Diversity drives Metro Atlanta’s continuing rise in boys soccer

Clarkston's 2017 roster featured players from 17 different countries. Credit: WSB

Boys soccer in Georgia continues to break new ground and raise its profile nationally. Since 2013, the the Peach State has landed numerous teams in MaxPreps’ year-end spring soccer Top 25 computer ratings; Georgia landed five teams in the 2013 rankings with Dalton High School claiming the No. 1 spot and winning the Class AAAA state championship 5-0 over Southeast Whitfield. Since the 2014 season, 19 different Georgia High Schools have made appearances in the rating, with the 2015 and 2016 seasons yielding the highest amount of top-25 teams with eight each.

America’s interest in soccer is on the rise with each World Cup drawing bigger and bigger numbers, and Georgia is no exception. The rising interest can especially be seen in the city of Atlanta with the introduction of its very own MLS franchise. Interest in the game is at an all-time high, and schools in the Metro Atlanta area and across the state are responding by building up strong programs.

Mark Karen, a longtime boys and girls soccer coach at North Gwinnett and Dacula who won a state champion with the North Gwinnett girls, coordinates the state’s soccer rankings for Eurosportscoreboard.com. Karen has an easy explanation for the growth of soccer around Atlanta. “Atlanta is a huge melting pot, and soccer is the biggest sport in the world,” he said.

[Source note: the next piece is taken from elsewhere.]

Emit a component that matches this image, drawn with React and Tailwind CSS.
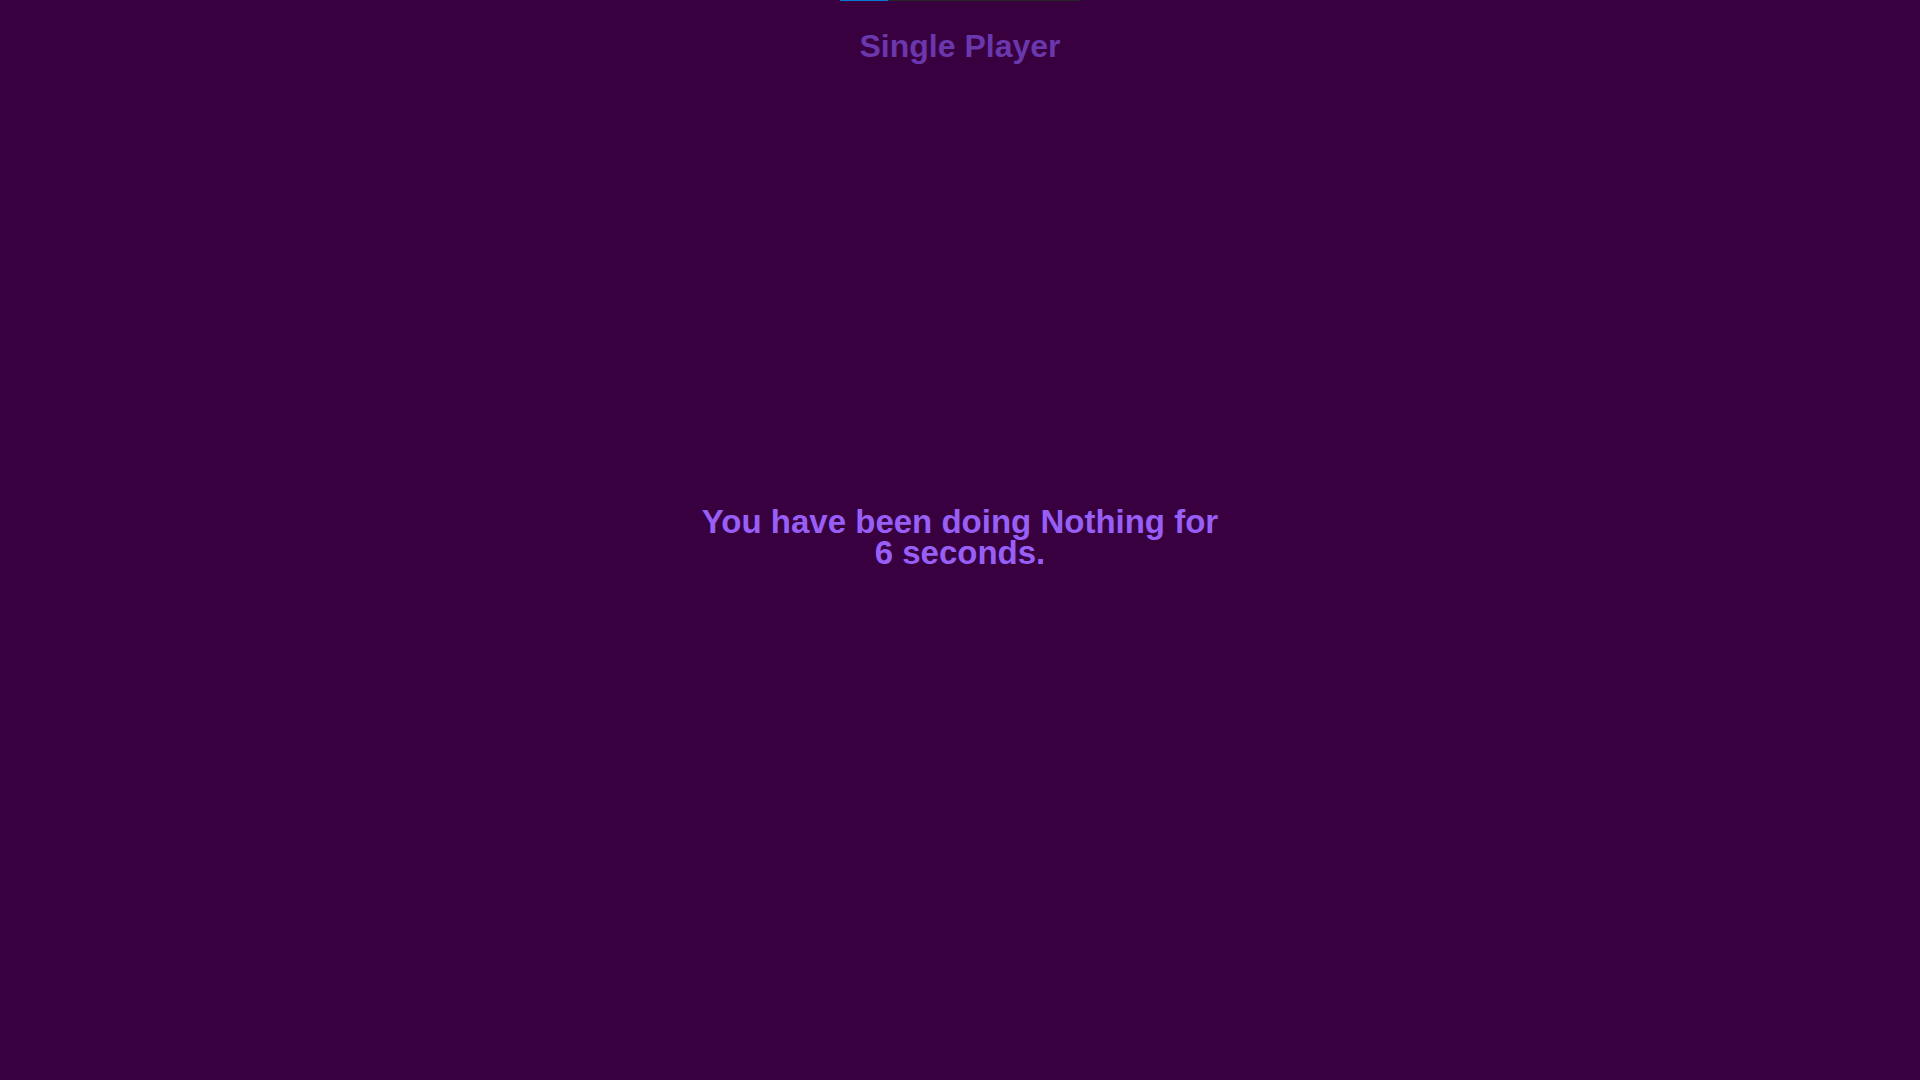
export default function App(){
    const progress=20

    return(
        <div className="h-screen w-full bg-[#39003f] flex flex-col font-['Liberation_Sans',Arial,sans-serif]">
            <div className="h-[72px] flex flex-col items-center shrink-0">
                <div className="w-[240px] h-px bg-[#262626]">
                    <div className="h-full bg-[#0a78d6]" style={{width:`${progress}%`}}></div>
                </div>
                <h1 className="mt-[27px] text-[32px] leading-[36px] font-bold text-[#6a37ad]">Single Player</h1>
            </div>
            <div className="flex-1 flex items-center justify-center">
                <p className="max-w-[532px] text-center text-[33px] leading-[31px] font-bold text-[#975ff5]">
                    You have been doing Nothing for 6 seconds.
                </p>
            </div>
            <div className="h-[78px] shrink-0"></div>
        </div>
    )
}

Even with Atlanta United’s academy program taking some of the state’s top talent away from high school teams, many schools are still producing quality play.

“You can look at it two ways,” Karen said. “The field has been leveled but the talent has lessened. The best players aren’t playing anymore. The rivalry and competition hasn’t died, though. As long as I’ve been around and doing rankings, when schools have success, they lose players [to academies] and have setbacks. A very high percentage of the kids if given the chance would probably balance both, but they’re kind of forced into not having that option.”

Schools such as Walton, Central Gwinnett, Norcross, Parkview, Chattahoochee, Brookwood and many others are growing their soccer programs into truly elite teams.

The Clarkston Angoras of DeKalb County, currently ranked No. 2 in Class AAAAA, are another rising program that represents the “melting pot” of the Atlanta area. The Angoras suffered a heartbreaking 2-1 loss in double overtime to McIntosh in last season’s Class AAAAA championship game, but deep in their 2018 season, the team has an 8-1-1 record with its only loss coming to Vestavia Hills of Alabama, which finished last season 24th in the MaxPreps computer ratings.

The 2017 Clarkston roster that reached the championship game had players from 17 different countries.

“You can tie in the international kids playing high school soccer in Atlanta,” Karen said. “Everyone complains that the Atlanta teams, Hawks and Falcons, have no fan base. Atlanta is made for soccer with its diversity. I think soccer draws from all cultures that Atlanta has to offer.”

Though many soccer programs in the Metro Atlanta area sport similar diversity, the makeup of Clarkston’s team is unique.

“At the highest level it’s an extreme outlier,” Karen said. “To see a team as diverse as they were, it’s an outlier. Central Gwinnett has similarities to that, and they’re ranked first in 7A right now.”

Having so many players from countries with rich soccer cultures is certainly an advantage for a school like Clarkston; on Thursday, the Angoras meet county rival Cross Keys, which has a similarly diverse roster and is ranked No. 7 in Class AAAAA.

Elsewhere in the state, other powerhouse programs are driving toward playoff season.

Northwest Georgia sports some strong programs as well. Heading into the 2018 season, the Dalton Catamounts had accumulated a staggering 100 wins with just four losses and two draws over the last five years. Now at the halfway mark of their season, they sit with a record of 8-2. Northwest Whitfield, responsible for one of these losses, are out to prove themselves as well, and last week’s 3-2 victory over Dalton is a step in the right direction. Their matchup against Southeast Whitfield at the end of the month will be a true test of the program’s progression.

In the soccer hotbed of Gwinnett County, Class AAAAAAA No. 1 Central Gwinnett has yet to lose this season and this Friday will take on Norcross, which has a 8-0-1 record. The Blue Devils’ recent 4-0 win over Brookwood is the team’s biggest victory to date this season. Just up the road, Gainesville is enjoying an 11-0 season and will look to an April 10 meeting with Class AAAA No. 1 Chestatee, it’s Hall County rival, which is also undefeated.